Reading a drift-enriched CSV¶
fqcn,method,loc,tags,ai_security_relevant,ai_display_name,ai_tags,ai_reason,ai_interaction_score,tag_ai_drift
com.acme.AuthTest,testLoginSuccess,12,security,true,Login success path,auth;session,,0.1,none
com.acme.AuthTest,testLoginRateLimiting,18,,true,Rate limiting enforcement,auth;rate-limit,,0.0,ai-only
com.acme.AuthTest,testAuditLog,9,security,false,Audit log format check,,,0.0,tag-only
In this example:
testLoginSuccess— tag and AI agree: security-relevant. No action needed.testLoginRateLimiting— AI identified a security test but no@Tag("security")was added. Consider adding the tag to include this test in tag-based CI gates.testAuditLog—@Tag("security")is present but AI considers it non-security-relevant. Review whether the tag should be removed or the test should be strengthened.
Deployment rationale¶
Drift detection is particularly valuable in the following scenarios:
- Tag-based CI count gates — a gate that requires "at least N security tests" is only meaningful if the tags are current.
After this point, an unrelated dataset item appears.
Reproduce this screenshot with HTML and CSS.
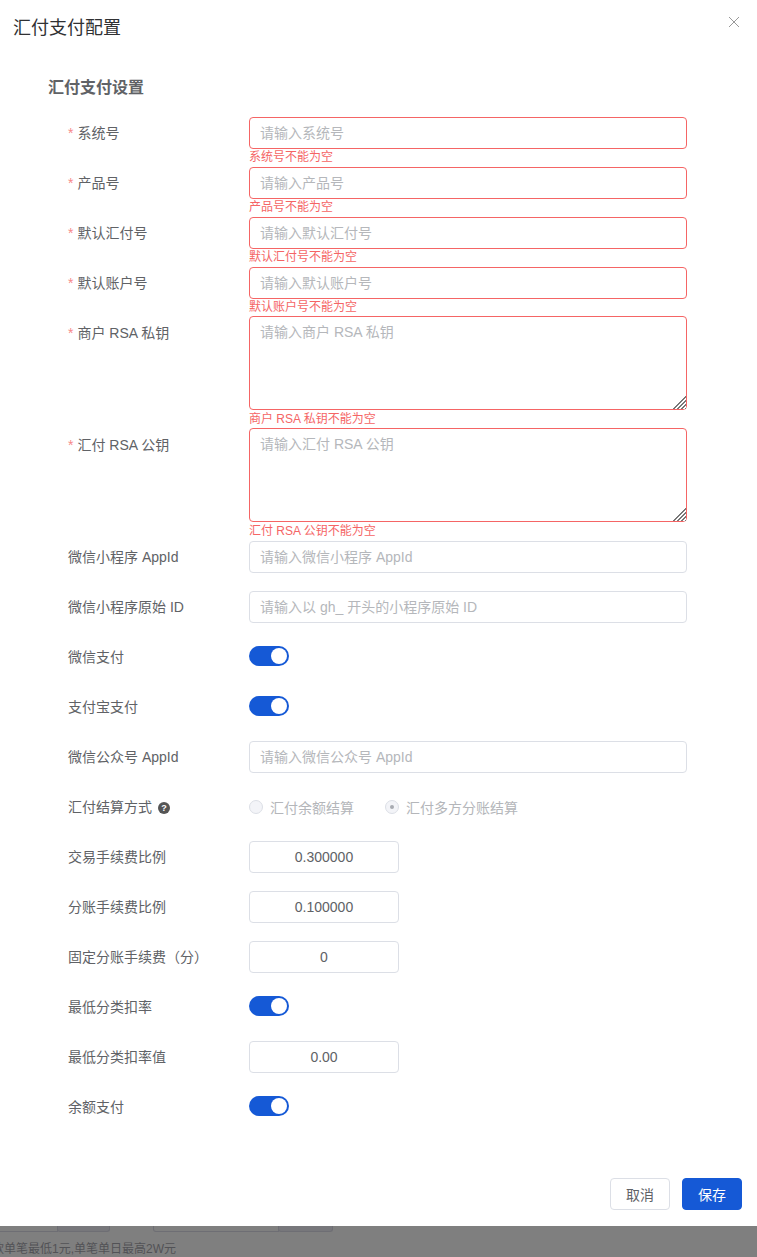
FILE: index.html
```html
<!DOCTYPE html>
<html lang="zh-CN">
  <head>
    <meta charset="utf-8" />
    <title>汇付支付配置</title>
    <link rel="stylesheet" href="styles.css">
  </head>
  <body>
    <div class="modal">
      <div class="modal__header">
        <span class="modal__title">汇付支付配置</span>
        <svg class="modal__close" width="12" height="12" viewBox="0 0 12 12"><path d="M1 1L11 11M11 1L1 11" stroke="#999" stroke-width="1" fill="none"/></svg>
      </div>
      <div class="modal__body">
        <div class="section-title">汇付支付设置</div>

        <div class="row row--error">
          <label class="row__label"><i>*</i>系统号</label>
          <div class="row__control">
            <input class="input input--error" placeholder="请输入系统号">
            <div class="row__tip">系统号不能为空</div>
          </div>
        </div>
        <div class="row row--error">
          <label class="row__label"><i>*</i>产品号</label>
          <div class="row__control">
            <input class="input input--error" placeholder="请输入产品号">
            <div class="row__tip">产品号不能为空</div>
          </div>
        </div>
        <div class="row row--error">
          <label class="row__label"><i>*</i>默认汇付号</label>
          <div class="row__control">
            <input class="input input--error" placeholder="请输入默认汇付号">
            <div class="row__tip">默认汇付号不能为空</div>
          </div>
        </div>
        <div class="row row--error">
          <label class="row__label"><i>*</i>默认账户号</label>
          <div class="row__control">
            <input class="input input--error" placeholder="请输入默认账户号">
            <div class="row__tip">默认账户号不能为空</div>
          </div>
        </div>
        <div class="row row--error row--area">
          <label class="row__label"><i>*</i>商户 RSA 私钥</label>
          <div class="row__control">
            <textarea class="input input--error input--area" placeholder="请输入商户 RSA 私钥"></textarea>
            <div class="row__tip">商户 RSA 私钥不能为空</div>
          </div>
        </div>
        <div class="row row--error row--area">
          <label class="row__label"><i>*</i>汇付 RSA 公钥</label>
          <div class="row__control">
            <textarea class="input input--error input--area" placeholder="请输入汇付 RSA 公钥"></textarea>
            <div class="row__tip">汇付 RSA 公钥不能为空</div>
          </div>
        </div>

        <div class="row">
          <label class="row__label">微信小程序 AppId</label>
          <div class="row__control"><input class="input" placeholder="请输入微信小程序 AppId"></div>
        </div>
        <div class="row">
          <label class="row__label">微信小程序原始 ID</label>
          <div class="row__control"><input class="input" placeholder="请输入以 gh_ 开头的小程序原始 ID"></div>
        </div>
        <div class="row">
          <label class="row__label">微信支付</label>
          <div class="row__control"><span class="switch"></span></div>
        </div>
        <div class="row">
          <label class="row__label">支付宝支付</label>
          <div class="row__control"><span class="switch"></span></div>
        </div>
        <div class="row">
          <label class="row__label">微信公众号 AppId</label>
          <div class="row__control"><input class="input" placeholder="请输入微信公众号 AppId"></div>
        </div>
        <div class="row">
          <label class="row__label">汇付结算方式<span class="help">?</span></label>
          <div class="row__control radios">
            <span class="radio"><span class="radio__dot"></span>汇付余额结算</span>
            <span class="radio radio--on"><span class="radio__dot"></span>汇付多方分账结算</span>
          </div>
        </div>
        <div class="row">
          <label class="row__label">交易手续费比例</label>
          <div class="row__control"><input class="input input--num" value="0.300000"></div>
        </div>
        <div class="row">
          <label class="row__label">分账手续费比例</label>
          <div class="row__control"><input class="input input--num" value="0.100000"></div>
        </div>
        <div class="row">
          <label class="row__label">固定分账手续费（分）</label>
          <div class="row__control"><input class="input input--num" value="0"></div>
        </div>
        <div class="row">
          <label class="row__label">最低分类扣率</label>
          <div class="row__control"><span class="switch"></span></div>
        </div>
        <div class="row">
          <label class="row__label">最低分类扣率值</label>
          <div class="row__control"><input class="input input--num" value="0.00"></div>
        </div>
        <div class="row">
          <label class="row__label">余额支付</label>
          <div class="row__control"><span class="switch"></span></div>
        </div>
      </div>
      <div class="modal__footer">
        <button class="btn">取消</button>
        <button class="btn btn--primary">保存</button>
      </div>
    </div>

    <div class="behind">
      <div class="behind__fields">
        <span class="behind__box behind__box--a"></span>
        <span class="behind__box behind__box--b"></span>
        <span class="behind__box behind__box--c"></span>
        <span class="behind__box behind__box--d"></span>
      </div>
      <div class="behind__note">款单笔最低1元,单笔单日最高2W元</div>
    </div>
  </body>
</html>
```

FILE: styles.css
```css
* {
	box-sizing: border-box;
}

html, body {
	margin: 0;
	height: 100%;
	overflow: hidden;
}

body {
	background: #7f7f7f;
	color: #606266;
	font-family: "Liberation Sans", "Noto Sans CJK SC", sans-serif;
	font-size: 14px;
}

.modal {
	height: 1226px;
	background: #fff;
	display: flex;
	flex-direction: column;
}

.modal__header {
	display: flex;
	justify-content: space-between;
	padding: 16px 17px 0 13px;
	height: 64px;
}

.modal__title {
	font-size: 18px;
	line-height: 24px;
	color: #303133;
}

.modal__body {
	padding: 0 70px 0 48px;
}

.section-title {
	font-size: 16px;
	font-weight: bold;
	line-height: 22px;
	margin-top: 13px;
	margin-bottom: 18px;
	color: #606266;
}

.row {
	display: flex;
	padding-bottom: 18px;
}

.row--error {
	padding-bottom: 0;
}

.row--area {
	margin-top: -1px;
}

.row--area .row__label {
	padding-top: 1px;
}

.row__label {
	width: 201px;
	flex: none;
	padding-left: 20px;
	line-height: 32px;
	color: #606266;
}

.row__label i {
	font-style: normal;
	color: #f78989;
	margin-right: 4px;
}

.row__control {
	flex: 1;
	min-height: 32px;
	display: flex;
	flex-direction: column;
	align-items: flex-start;
	justify-content: center;
}

.row__tip {
	height: 18px;
	font-size: 12px;
	line-height: 16px;
	color: #f56565;
}

.input {
	display: block;
	width: 100%;
	height: 32px;
	padding: 0 10px;
	border: 1px solid #dcdfe6;
	border-radius: 4px;
	background: #fff;
	color: #606266;
	font-family: inherit;
	font-size: 14px;
	outline: none;
}

.input::placeholder {
	color: #b5b7bb;
}

.input--error {
	border-color: #f56565;
}

.input--area {
	height: 94px;
	margin-bottom: 1px;
	padding: 5px 10px;
	line-height: 20px;
}

.input--area::-webkit-resizer {
	background:
		linear-gradient(135deg, #fff 50%, transparent 50%),
		repeating-linear-gradient(135deg, #777 0 1.5px, #fff 1.5px 2.83px);
}

.input--num {
	width: 150px;
	text-align: center;
}

.switch {
	display: flex;
	justify-content: flex-end;
	align-items: center;
	width: 40px;
	height: 20px;
	margin-bottom: 2px;
	padding-right: 2px;
	border-radius: 10px;
	background: #1559d6;
}

.switch::after {
	content: "";
	width: 16px;
	height: 16px;
	border-radius: 50%;
	background: #fff;
}

.help {
	display: inline-block;
	width: 12px;
	height: 12px;
	margin-left: 6px;
	border-radius: 50%;
	background: #555;
	color: #fff;
	font-size: 9px;
	font-weight: bold;
	line-height: 12px;
	text-align: center;
	vertical-align: 1px;
}

.radios {
	flex-direction: row;
	justify-content: flex-start;
	align-items: center;
	gap: 31px;
	padding-bottom: 1px;
}

.radio {
	display: flex;
	align-items: center;
	gap: 7px;
	color: #b4b6ba;
}

.radio__dot {
	display: flex;
	align-items: center;
	justify-content: center;
	width: 14px;
	height: 14px;
	border: 1px solid #dcdfe6;
	border-radius: 50%;
	background: #f3f4f8;
}

.radio--on .radio__dot::after {
	content: "";
	width: 4px;
	height: 4px;
	border-radius: 50%;
	background: #a8abb2;
}

.modal__footer {
	margin-top: auto;
	display: flex;
	justify-content: flex-end;
	gap: 12px;
	padding: 0 15px 16px 0;
}

.btn {
	width: 60px;
	height: 32px;
	border: 1px solid #dcdfe6;
	border-radius: 4px;
	background: #fff;
	color: #606266;
	font-family: inherit;
	font-size: 14px;
	padding: 0;
}

.btn--primary {
	background: #1559d6;
	border-color: #1559d6;
	color: #fff;
}

.behind {
	color: #525256;
}

.behind__fields {
	display: flex;
	height: 6px;
}

.behind__box {
	display: block;
	height: 6px;
	border: 1px solid #6e6e74;
	border-top: 0;
}

.behind__box--a {
	width: 58px;
	border-left: 0;
}

.behind__box--b {
	width: 53px;
	margin-left: -1px;
	background: #77777b;
	border-radius: 0 0 3px 3px;
}

.behind__box--c {
	width: 126px;
	margin-left: 43px;
	border-radius: 0 0 0 3px;
}

.behind__box--d {
	width: 55px;
	margin-left: -1px;
	background: #77777b;
	border-radius: 0 0 3px 3px;
}

.behind__note {
	margin-top: 8px;
	margin-left: -8px;
	font-size: 12px;
	line-height: 18px;
	white-space: nowrap;
}
```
Running
-drift-detectin every PR pipeline and failing on new drift entries ensures annotations stay synchronized with the code. - First-time AI scan on an existing codebase — comparing AI results against existing
@Tagannotations surfaces systematic tagging errors before they propagate further. - Regulated handover — audit evidence packages that include both tag counts and AI classification can include a drift report to demonstrate that the two sources were reconciled.
- Refactoring safety net — large-scale test refactoring may silently change what a test actually asserts. Drift from
nonetoai-onlyafter a refactor indicates the test may have lost its security-relevant assertion.